The true and personal stories the participants were sharing took my breath away. They were opening up about difficult times in their lives in a natural, unfiltered, and emotional way. Some of them revealed things about their lives that they had never told anyone or had a hard time accepting themselves. Just the process of writing down their feelings and thoughts opened doors that weren't open when they sat at the round tables just two hours earlier.

The process of giving prompts or exercises followed by writing then reading continued throughout the workshop. As the day progressed, I saw a change in many of the participants. Some of the stories were light, and other stories were difficult for the reader to get out. Whether the audience response was happy or sad, everyone showed respect, encouragement, and a sense of support. All of the stories were thought-provoking, and I believe everyone in the room could relate to at least one other person's story.

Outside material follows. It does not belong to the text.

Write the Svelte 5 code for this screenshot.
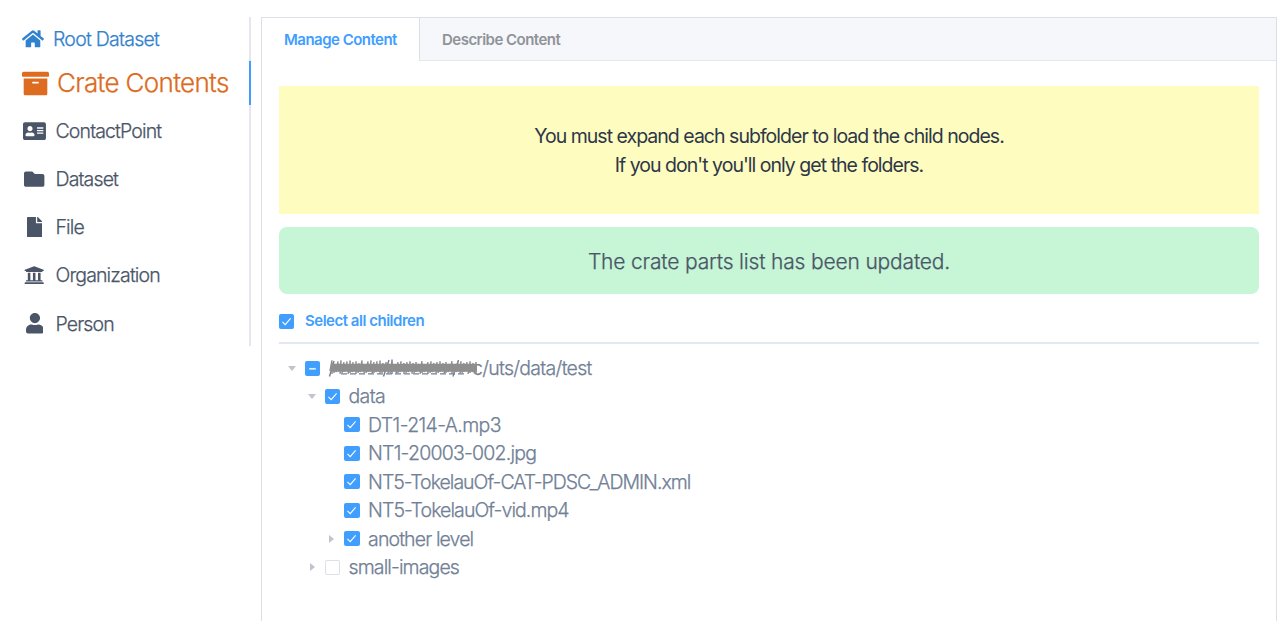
<script>
  const address = 'M528 32H48C21.5 32 0 53.5 0 80v352c0 26.5 21.5 48 48 48h480c26.5 0 48-21.5 48-48V80c0-26.5-21.5-48-48-48zm-352 96c35.3 0 64 28.7 64 64s-28.7 64-64 64-64-28.7-64-64 28.7-64 64-64zm112 236.8c0 10.6-10 19.2-22.4 19.2H86.4C74 384 64 375.4 64 364.8v-19.2c0-31.8 30.1-57.6 67.2-57.6h5c12.3 5.1 25.7 8 39.8 8s27.6-2.9 39.8-8h5c37.1 0 67.2 25.8 67.2 57.6v19.2zM512 312c0 4.4-3.6 8-8 8H360c-4.4 0-8-3.6-8-8v-16c0-4.4 3.6-8 8-8h144c4.4 0 8 3.6 8 8v16zm0-64c0 4.4-3.6 8-8 8H360c-4.4 0-8-3.6-8-8v-16c0-4.4 3.6-8 8-8h144c4.4 0 8 3.6 8 8v16zm0-64c0 4.4-3.6 8-8 8H360c-4.4 0-8-3.6-8-8v-16c0-4.4 3.6-8 8-8h144c4.4 0 8 3.6 8 8v16z';
  const home = 'M280.37 148.26L96 300.11V464a16 16 0 0 0 16 16l112.06-.29a16 16 0 0 0 15.92-16V368a16 16 0 0 1 16-16h64a16 16 0 0 1 16 16v95.64a16 16 0 0 0 16 16.05L464 480a16 16 0 0 0 16-16V300L295.67 148.26a12.19 12.19 0 0 0-15.3 0zM571.6 251.47L488 182.56V44.05a12 12 0 0 0-12-12h-56a12 12 0 0 0-12 12v72.61L318.47 43a48 48 0 0 0-61 0L4.34 251.47a12 12 0 0 0-1.6 16.9l25.5 31A12 12 0 0 0 45.15 301l235.22-193.74a12.19 12.19 0 0 1 15.3 0L530.9 301a12 12 0 0 0 16.9-1.6l25.5-31a12 12 0 0 0-1.7-16.93z';
  const archive = 'M32 448c0 17.7 14.3 32 32 32h384c17.7 0 32-14.3 32-32V160H32v288zm160-212c0-6.6 5.4-12 12-12h104c6.6 0 12 5.4 12 12v8c0 6.6-5.4 12-12 12H204c-6.6 0-12-5.4-12-12v-8zM480 32H32C14.3 32 0 46.3 0 64v48c0 8.8 7.2 16 16 16h480c8.8 0 16-7.2 16-16V64c0-17.7-14.3-32-32-32z';
  const types = [
    { name: 'ContactPoint', w: 576, d: address },
    { name: 'Dataset', w: 512, d: 'M464 128H272l-64-64H48C21.49 64 0 85.49 0 112v288c0 26.51 21.49 48 48 48h416c26.51 0 48-21.49 48-48V176c0-26.51-21.49-48-48-48z' },
    { name: 'File', w: 384, d: 'M224 136V0H24C10.7 0 0 10.7 0 24v464c0 13.3 10.7 24 24 24h336c13.3 0 24-10.7 24-24V160H248c-13.2 0-24-10.8-24-24zm160-14.1v6.1H256V0h6.1c6.4 0 12.5 2.5 17 7l97.9 98c4.5 4.5 7 10.6 7 16.9z' },
    { name: 'Organization', w: 512, d: 'M496 128v16a8 8 0 0 1-8 8h-24v12c0 6.627-5.373 12-12 12H60c-6.627 0-12-5.373-12-12v-12H24a8 8 0 0 1-8-8v-16a8 8 0 0 1 4.941-7.392l232-88a7.996 7.996 0 0 1 6.118 0l232 88A8 8 0 0 1 496 128zm-24 304H40c-13.255 0-24 10.745-24 24v16a8 8 0 0 0 8 8h464a8 8 0 0 0 8-8v-16c0-13.255-10.745-24-24-24zM96 192v192H60c-6.627 0-12 5.373-12 12v20h416v-20c0-6.627-5.373-12-12-12h-36V192h-64v192h-64V192h-64v192h-64V192H96z' },
    { name: 'Person', w: 448, d: 'M224 256c70.7 0 128-57.3 128-128S294.7 0 224 0 96 57.3 96 128s57.3 128 128 128zm89.6 32h-16.7c-22.2 10.2-46.9 16-72.9 16s-50.6-5.8-72.9-16h-16.7C60.2 288 0 348.2 0 422.4V464c0 26.5 21.5 48 48 48h352c26.5 0 48-21.5 48-48v-41.6c0-74.2-60.2-134.4-134.4-134.4z' },
  ];
  const nodes = [
    { label: 'c/uts/data/test', level: 0, caret: 'open', state: 'partial', masked: true, ls: -0.72 },
    { label: 'data', level: 1, caret: 'open', state: 'checked', ls: -0.65 },
    { label: 'DT1-214-A.mp3', level: 2, state: 'checked', ls: -0.62 },
    { label: 'NT1-20003-002.jpg', level: 2, state: 'checked', ls: -0.78 },
    { label: 'NT5-TokelauOf-CAT-PDSC_ADMIN.xml', level: 2, state: 'checked', ls: -1 },
    { label: 'NT5-TokelauOf-vid.mp4', level: 2, state: 'checked', ls: -0.92 },
    { label: 'another level', level: 2, caret: 'closed', state: 'checked', ls: -0.88 },
    { label: 'small-images', level: 1, caret: 'closed', state: 'empty', ls: -0.88 },
  ];
  // Uneven brush strokes that cover the private part of the path.
  const brush = Array.from({ length: 74 }, (_, i) => {
    const x = 1 + i * 2;
    const top = 2.4 + ((i * 7) % 5) * 0.9 + (i > 25 ? 0.8 : 0);
    const bottom = 13.2 + ((i * 11) % 4) * 0.9;
    return `M${x} ${bottom}L${x + 2 - ((i * 5) % 3)} ${top}`;
  }).join('');
</script>

{#snippet icon(w, d, size)}
  <svg width={(w / 512) * size} height={size} viewBox="0 0 {w} 512" fill="currentColor"><path {d} /></svg>
{/snippet}

{#snippet box(state)}
  <span class="box {state}">
    <svg width="15" height="15" viewBox="0 0 15 15" fill="none" stroke="#fff" stroke-width="1.1">
      {#if state === 'checked'}<path d="M3.4 7.9 6.2 10.6 11.6 4.4" />{/if}
      {#if state === 'partial'}<path d="M4.2 7.8H10.8" stroke-width="1.7" opacity=".8" />{/if}
    </svg>
  </span>
{/snippet}

<div class="page">
  <nav>
    <div class="item root">{@render icon(576, home, 19.5)}<span>Root Dataset</span></div>
    <div class="item active">{@render icon(512, archive, 27)}<span>Crate Contents</span></div>
    <div class="types">
      {#each types as t}
        <div class="item type"><i>{@render icon(t.w, t.d, 20.4)}</i><span>{t.name}</span></div>
      {/each}
    </div>
  </nav>
  <main>
    <div class="tabs">
      <div class="tab on"><span>Manage Content</span></div>
      <div class="tab"><span>Describe Content</span></div>
    </div>
    <section>
      <div class="warning">
        <div>You must expand each subfolder to load the child nodes.</div>
        <div>If you don't you'll only get the folders.</div>
      </div>
      <div class="success"><span>The crate parts list has been updated.</span></div>
      <label class="all">{@render box('checked')}<span>Select all children</span></label>
      <div class="tree">
        {#each nodes as n}
          <div class="node l{n.level}">
            <span class="caret {n.caret ?? ''}"></span>
            {@render box(n.state)}
            {#if n.masked}
              <svg class="mask" width="143" height="20" viewBox="0 0 143 20" fill="none" stroke="#8e8e8e">
                <path d="M.5 18.5 5 3M54.5 18.5 60 2M124 18.5 129.5 2M63 1.5V16" stroke="#718096" stroke-width="1.4" />
                <path d="M12 15.9H138" stroke="#718096" stroke-width="1.2" stroke-dasharray="6 3" />
                <path stroke-width="1.5" d={brush} />
                <path stroke-width="8" d="M2 9.7H148" />
              </svg>
            {/if}
            <span class="label" style="letter-spacing:{n.ls}px">{n.label}</span>
          </div>
        {/each}
      </div>
    </section>
  </main>
</div>

<style>
  :global(body) { margin: 0; background: #fff; overflow: hidden; }
  .page { display: flex; height: 621px; box-sizing: border-box; padding: 17px 2px 0 22px; font-family: Inter, "Liberation Sans", sans-serif; color: #4a5568; }
  svg { display: block; flex: none; }
  nav { width: 227px; height: 329px; border-right: 2px solid #e4e7ed; flex: none; font-size: 19.5px; font-weight: 300; white-space: nowrap; }
  nav span, .success span, .label { -webkit-text-stroke: .25px currentColor; }
  .item { display: flex; align-items: center; height: 48.2px; }
  .root { height: 44px; gap: 9px; color: #3182ce; letter-spacing: -.74px; }
  .active { height: 44px; gap: 8px; margin-right: -2px; border-right: 2px solid #409eff; color: #dd6b20; font-size: 26px; letter-spacing: -.66px; }
  .active span { margin-top: -2px; }
  .types { padding-top: 1.8px; }
  .type { letter-spacing: -.86px; }
  .type i { width: 25px; margin-right: 8.5px; display: flex; justify-content: center; }
  main { margin-left: 10px; flex: 1; height: 604px; box-sizing: border-box; border: 1px solid #dcdfe6; border-bottom: 0; }
  .tabs { display: flex; height: 43px; background: #f5f7fa; box-shadow: inset 0 -1px #e4e7ed; font-size: 15px; font-weight: 600; color: #909399; letter-spacing: -.52px; white-space: nowrap; }
  .tab { padding: 0 22px; display: flex; align-items: center; }
  .tab.on { width: 113px; background: #fff; color: #409eff; border-right: 1px solid #dcdfe6; }
  section { padding: 25px 17px 0; }
  .warning { height: 128px; box-sizing: border-box; padding-top: 36px; background: #fefcbf; color: #2d3748; text-align: center; font-size: 19.5px; line-height: 29px; letter-spacing: -.98px; }
  .success { margin-top: 13px; height: 67px; padding-top: 2px; box-sizing: border-box; border-radius: 8px; background: #c6f6d5; font-size: 21px; font-weight: 300; letter-spacing: -.17px; display: flex; align-items: center; justify-content: center; }
  .all { display: flex; align-items: center; height: 48px; padding-top: 6px; box-sizing: border-box; gap: 11px; color: #409eff; font-size: 15px; font-weight: 600; letter-spacing: -.48px; }
  .all > span:last-child { margin-top: -2px; }
  .tree { border-top: 2px solid #e2e8f0; padding-top: 9.8px; font-size: 19.5px; font-weight: 300; color: #718096; }
  .node { display: flex; align-items: center; height: 28.45px; white-space: nowrap; }
  .l0 { padding-left: 8px; }
  .l1 { padding-left: 27.5px; }
  .l2 { padding-left: 47.2px; }
  .caret { width: 18px; display: flex; }
  .caret::before { content: ""; border: 4.5px solid transparent; }
  .open::before { border-top: 5px solid #c0c4cc; border-bottom: 0; margin-left: 1px; }
  .closed::before { border-left: 5px solid #c0c4cc; border-right: 0; margin-left: 3px; }
  .box { width: 15px; height: 15px; flex: none; border-radius: 2px; background: #409eff; }
  .l2 .box { width: 15.6px; }
  .box.empty { background: #fff; box-shadow: inset 0 0 0 1px #dcdfe6; }
  .label { margin-left: 9px; }
  .l2 .label { margin-left: 8.3px; }
  .mask { position: relative; margin-left: 9px; overflow: visible; }
  .mask + .label { margin-left: 0; }
</style>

From a quiet room to an open and accepting place, there was a transformation within the room today; I could see it and feel it. In all, everyone shared in small groups, and over 75% of the people shared at least some of their writing to the rest of the room. We laughed together, cried together, and made a beautiful bond. I hope every person learned the power and the value in writing and sharing their stories and had an opportunity to practice compassion and acceptance.

I received many many hugs today, and have never applauded more in my whole life. I can honestly say that this was one of the best and most inspiring days of my life. For me, it wasn't just reading at a workshop, it was my chance to learn that everyone has a story inside of them that they feel might be "too much information" that needs to be told. When we can tell those stories, we heal ourselves and can provide relief to someone else. We are powerful, and we are limitless.